Assessing cyber risk relating to actual organizational assets is complex and too involved and dynamic to be achieved manually in most organizational settings. Skills are also an issue, as not many organizations have the necessary resources in-house or to spend on adequate consulting to achieve this. In the past, there has been a clear functional gap between governance, risk, and compliance (GRC) operations, and security solutions. Using qualitative analysis of risk has always been limited by subjective content. Risk ratings are proprietary, and other categorizations of external factors lack integration to enterprise asset data to complete the perspective, and so cannot deliver an enterprise-specific risk evaluation. However, quantitative analysis incorporates insight into the potential impact (i.e., loss) that could result if a security issue hits the enterprise. Using this information, security leaders can present solution options that combat a specific issue and compare the cost of each security option against the expected reduction in financial impact.

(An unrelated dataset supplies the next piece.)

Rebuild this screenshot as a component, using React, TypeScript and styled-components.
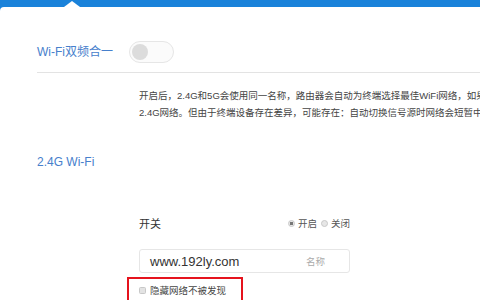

Solutions in the separate market segments would best serve enterprises if they worked with some standardized means of quantifying risk. Now, there is promise of exactly this approach from a well-established model (see the figure below) that is considered favorable by industry bodies. The management of the model—named Factor Analysis of Information Risk (FAIR)—is the responsibility of the FAIR Institute, which has leadership involvement from both tech companies and large enterprises. Importantly, The Open Group, which has long taken a leadership position towards establishing new tech-related standards where needed, is also involved with the institute.